Several IFA members, however, pointed to different interests of the IFA and the AFG, and questioned how they could be reconciled.

They said the AFG mainly included people and companies who were essentially land owners whose interest is confined to timber production on private property.

“It is understood their field days and meetings have centred on this function rather than the full range of forest values, such as recreation, biodiversity, and water catchments that are the focus of many IFA members,” said one senior IFA member.

However, the FFI argued that a broader membership with new priorities was exactly what the IFA needed to remain a relevant organisation for foresters in the future.

“The Institute’s long-term survival depends on such an expansion and a re-definition of the IFA’s purpose and goals,” the FFI said in a submission on the merger.

“Increasing membership by being more inclusive of those who come into the industry through non-traditional pathways is crucial to the future of the IFA.”

However, the FFI acknowledged that changes needed to be managed carefully. “Membership categories in particular have the potential to generate friction within the IFA, and we recommend that a full review of the categories be completed as a priority once the merger is complete,” the FFI said.

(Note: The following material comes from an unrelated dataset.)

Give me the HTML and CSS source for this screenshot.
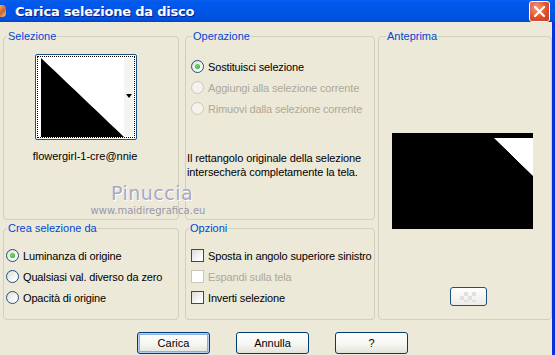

Some IFA members argued that the process had been rushed and that IFA members had not had enough time to digest the implications.

After the vote, Mr Gordon said many issues raised by members would be debated as the merger was implemented.

These include:

  • Will AFG branches exist in the ‘new’ IFA?
  • Will they merge with IFA branches?
  • Will former AFG members be able to join existing IFA State committees if they don’t meet the IFA criteria, given that most AFG members would not meet the requirements to be a full member of the IFA?
  • The need for a national recruitment drive.
  • Membership categories, the apparent subsidisation by IFA members, and problems with the constitution and lack of operating guidelines.

Two retiring IFA Board members would be replaced by AFG members, Mr Gordon said, but the FFI argued that the new IFA Board needed representation from the next generation of foresters and IFA members. ‘The FFI requests that the new Board address this issue as a priority,” the FFI said.

The new body will retain the IFA name, and current AFG members will be transferred to the IFA.